Oh, wow, a Viking movie! A real Viking movie, too, not one of there phony Hollywood concoctions which try to pass off Richard Widmark or Kirk Douglas as Vikings. When the Raven Flies has genuine Vikings (well, their Icelandic descendents, anyway) and a story rather more like material from Norse sagas than Romantic era notions of Vikings pumped through the bullshit injectors of big studios. Oddly, or not so oddly, the result is more like a Western than anything else. In fact, it's reminiscent of A Fistful of Dollars, a bit more than just reminiscent, really. And A Fistful of Dollars was a ripoff of Yojimbo. Talk about crosscultural borrowings: an Icelandic film utilizing Viking culture telling a story stolen from an Italian film about the American west in turn stolen from a Japanese film. Isn't international cinema wonderful?
(As an aside, the producers of A Fistful of Dollars were eventually taken to court by the owners of Yojimbo. The Italians lost and were required to pay a large sum of money to the Japanese because the court ruled that A Fistful of Dollars was obviously derived from Yojimbo. When the Raven Flies is even more shamefully stolen from A Fistful of Dollars so that, in the unlikely event that the Icelandic film makes a bundle, the Italians may be able to take it to court and recover some of the money lost to the Japanese. If there's anything more wonderful than international cinema, it's either the ways of film producers or international law.)
When the Raven Flies concerns the revenge a young Irishman takes on the Vikings who raided his home and killed his parents. The raiders are in disfavor with the ruling king of Norway, and have taken up residence in the unpopulated regions of Iceland. Our hero, Gest, seeks them out and destroys them by pitting them against each other. The theme is unending revenge (a good Nordic theme) and the method of the telling is heavy on action and violence and light on philosophy and moralizing. Director Hrafn Gunnlaugsson is a self-described disciple of Ford, Kurosawa, and Leone. Not unexpectedly, he is not up to the best of these directors in this outing, one of Gunnlaugsson's first. However, Ford and Leone have made worse movies, and Kurosawa duller ones, so perhaps there is hope for Gunnlaugsson. It certainly is interesting to see a Nordic director choose these filmmakers for his idols rather than Bergman, Sjostrom, and Dreyer.
The story is extremely close in most particulars to A Fistful of Dollars, with a few twists. Rather than being rivals, the two chieftains are close friends. One of them is married to the abducted sister of Gest, and has produced a son, Gest's nephew, to muddy the waters (Gunnlaugsson's most obvious John Ford tribute, borrowed from The Searchers). The constant references to Norse gods also is a bit different. The hero's method is the same, though, and numerous incidents are repeated with practically the only changes being in sets, costumes, props, and actors. I am beginning to get a bit tired of seeing this plot over and over again.

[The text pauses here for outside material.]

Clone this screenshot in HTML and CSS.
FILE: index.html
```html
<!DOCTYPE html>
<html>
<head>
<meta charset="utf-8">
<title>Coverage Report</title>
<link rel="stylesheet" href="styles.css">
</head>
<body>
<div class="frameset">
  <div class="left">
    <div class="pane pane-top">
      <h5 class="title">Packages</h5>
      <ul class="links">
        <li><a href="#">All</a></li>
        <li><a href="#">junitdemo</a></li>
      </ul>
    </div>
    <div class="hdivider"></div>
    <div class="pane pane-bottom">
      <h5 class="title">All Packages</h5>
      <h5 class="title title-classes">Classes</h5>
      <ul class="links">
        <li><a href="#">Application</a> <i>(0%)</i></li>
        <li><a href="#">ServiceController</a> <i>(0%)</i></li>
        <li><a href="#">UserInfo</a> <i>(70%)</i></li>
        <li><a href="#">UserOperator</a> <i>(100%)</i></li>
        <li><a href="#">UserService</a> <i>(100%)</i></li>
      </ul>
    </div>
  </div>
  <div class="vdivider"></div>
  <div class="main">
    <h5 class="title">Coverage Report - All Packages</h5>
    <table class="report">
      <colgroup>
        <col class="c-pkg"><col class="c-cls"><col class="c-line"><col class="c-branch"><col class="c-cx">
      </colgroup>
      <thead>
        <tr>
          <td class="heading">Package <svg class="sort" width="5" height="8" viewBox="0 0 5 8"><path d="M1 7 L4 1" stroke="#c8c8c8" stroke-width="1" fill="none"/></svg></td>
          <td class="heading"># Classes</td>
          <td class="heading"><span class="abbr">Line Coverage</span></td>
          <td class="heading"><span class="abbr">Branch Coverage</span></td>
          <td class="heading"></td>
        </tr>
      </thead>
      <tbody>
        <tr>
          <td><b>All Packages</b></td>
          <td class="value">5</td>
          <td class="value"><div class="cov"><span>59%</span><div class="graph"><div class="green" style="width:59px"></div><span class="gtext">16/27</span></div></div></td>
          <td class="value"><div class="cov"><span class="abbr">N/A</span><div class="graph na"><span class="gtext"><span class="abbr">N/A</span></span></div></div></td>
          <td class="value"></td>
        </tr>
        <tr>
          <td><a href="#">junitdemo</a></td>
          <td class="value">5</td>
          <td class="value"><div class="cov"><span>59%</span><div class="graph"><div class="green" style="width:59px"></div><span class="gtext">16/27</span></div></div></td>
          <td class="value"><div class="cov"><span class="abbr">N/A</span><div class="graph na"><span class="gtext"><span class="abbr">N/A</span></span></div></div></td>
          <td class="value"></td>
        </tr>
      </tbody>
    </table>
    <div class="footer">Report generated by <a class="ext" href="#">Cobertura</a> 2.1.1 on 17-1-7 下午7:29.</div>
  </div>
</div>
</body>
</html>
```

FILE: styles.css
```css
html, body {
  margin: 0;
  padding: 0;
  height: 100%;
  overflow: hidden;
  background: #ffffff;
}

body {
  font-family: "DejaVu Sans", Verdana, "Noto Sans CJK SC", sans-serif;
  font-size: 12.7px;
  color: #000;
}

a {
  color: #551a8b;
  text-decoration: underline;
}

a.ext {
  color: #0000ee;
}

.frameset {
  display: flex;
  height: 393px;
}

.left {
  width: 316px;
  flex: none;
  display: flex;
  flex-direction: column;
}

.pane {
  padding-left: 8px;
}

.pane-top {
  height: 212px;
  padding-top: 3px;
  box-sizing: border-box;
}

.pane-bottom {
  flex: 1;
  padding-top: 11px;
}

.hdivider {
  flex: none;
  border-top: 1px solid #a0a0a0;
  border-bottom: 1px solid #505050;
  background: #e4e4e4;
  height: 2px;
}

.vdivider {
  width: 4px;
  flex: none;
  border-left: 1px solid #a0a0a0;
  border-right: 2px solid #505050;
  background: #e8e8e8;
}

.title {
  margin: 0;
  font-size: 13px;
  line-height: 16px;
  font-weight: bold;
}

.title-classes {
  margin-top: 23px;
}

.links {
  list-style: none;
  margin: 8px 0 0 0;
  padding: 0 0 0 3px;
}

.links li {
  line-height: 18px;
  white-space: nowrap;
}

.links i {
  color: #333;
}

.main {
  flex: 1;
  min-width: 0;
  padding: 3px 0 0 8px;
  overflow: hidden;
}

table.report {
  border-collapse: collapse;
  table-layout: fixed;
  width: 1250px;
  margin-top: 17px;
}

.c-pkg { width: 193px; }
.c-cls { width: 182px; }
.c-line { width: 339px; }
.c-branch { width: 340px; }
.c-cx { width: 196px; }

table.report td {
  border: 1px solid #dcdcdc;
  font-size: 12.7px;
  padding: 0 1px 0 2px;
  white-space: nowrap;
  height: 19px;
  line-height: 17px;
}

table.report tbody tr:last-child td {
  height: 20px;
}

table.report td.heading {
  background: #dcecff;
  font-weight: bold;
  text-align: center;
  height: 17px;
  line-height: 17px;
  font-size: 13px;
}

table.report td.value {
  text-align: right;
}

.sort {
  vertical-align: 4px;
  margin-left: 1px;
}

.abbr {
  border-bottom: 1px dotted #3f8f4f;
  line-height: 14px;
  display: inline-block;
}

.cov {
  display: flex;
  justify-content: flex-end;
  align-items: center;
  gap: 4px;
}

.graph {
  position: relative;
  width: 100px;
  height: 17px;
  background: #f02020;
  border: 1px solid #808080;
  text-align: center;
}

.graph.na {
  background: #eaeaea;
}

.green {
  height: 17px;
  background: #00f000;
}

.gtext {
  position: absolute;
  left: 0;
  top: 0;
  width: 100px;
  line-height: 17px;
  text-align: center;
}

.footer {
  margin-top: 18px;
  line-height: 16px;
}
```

Gunnlaugsson certainly has energy, though, if nothing else. When the Raven Flies moves right along at a good clip. The frequent action sequences, mostly involving nasty, primative knives, are adequately staged, but do not have the visceral shocking power that Leone and Kurosawa achieve so easily. Gunnlaugsson's imagination flags towards the middle of the film, and there is a certain repetitiveness about the killings. One strength Gunnlaugsson does seem to have in common with Ford is his eye for scenery. Ford added immeasurably to his Westerns by brilliant choices of Monument Valley locales for the backdrops of his films. Gunnlaugsson establishes a strong sense of place in his use of the coastline of Iceland. He succeeds in showing us a landscape unlike any other I've seen on film. His integration of the effects of the land into the characters and story is not yet developed, but he makes some honorable efforts in that direction.

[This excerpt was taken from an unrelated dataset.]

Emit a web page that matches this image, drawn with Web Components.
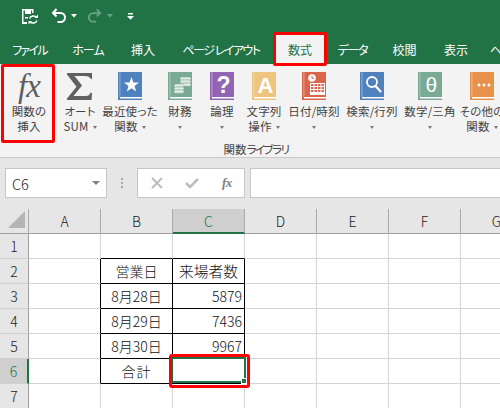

Jakob Thor Einarsson is strong, silent, and handsome as Gest, but doesn't have the dominating physical presence of Toshiro Mifune or Clint Eastwood, so Gest is not as mythic a figure. A more forceful actor might have helped here. Helgi Skulason plays the major foe of Gest. He is superb, a brooding leader reliant on a harsh, demanding god. This Viking isn't a mighty-thewed blond giant, but a tough, wiry, ruthless bandit; I suspect that this portrayal is much closer to the truth of the Vikings than Lee Majors, for instance, in The Norsemen. Gunnlaugsson might have done better to give him the lead.

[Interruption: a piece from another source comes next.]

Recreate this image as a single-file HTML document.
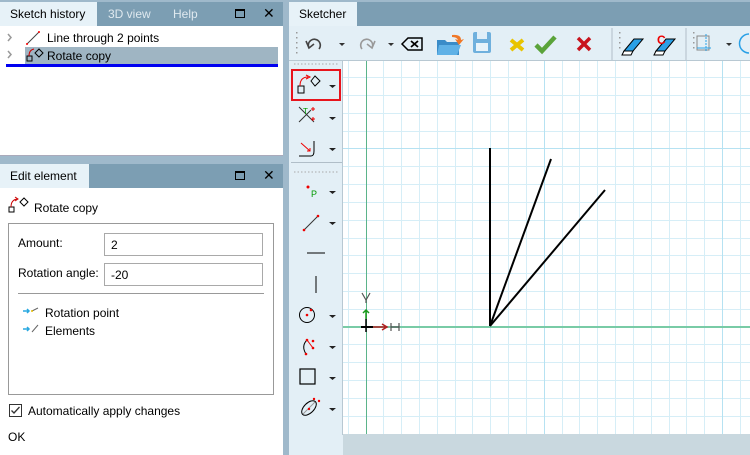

Gunnlaugsson might also have done better to avoid quite so many obvious parallels to his cinematic heros. In particular, the score of When the Raven Flies is a great embarrassment. It sounds like Ennio Morricone's rejects plastered over with some shabby imitations of Jethro Tull and Eurythmics, and it detracts from every moment of the film. The cinematography is fine, though, showing the film's people and landscapes to good advantage.
When the Raven Flies is an adequate but unexceptional action film. It's certainly a cut above cheap Hollywood garbage, and deserves praise for its realistic evocation of a foreign time and place. It is not, however, up to even the average works of Gunnlaugsson's mentors. Whether Gunnlaugsson is just warming up or has already given us his best shot remains to be seen. I rather hope that he returns to more faithful borrowings from Icelandic sagas for his future films, for they represent a rich and largely untapped source of material, filled with action, drama, and tragedy. Since no other filmmaker has shown any inclination to work from them, I can but hope that Gunnlaugsson improves his techniques and finds the way to bring their interesting qualities to the screen. Pruning away some of his more conscious borrowings from the masters might be a good place to start.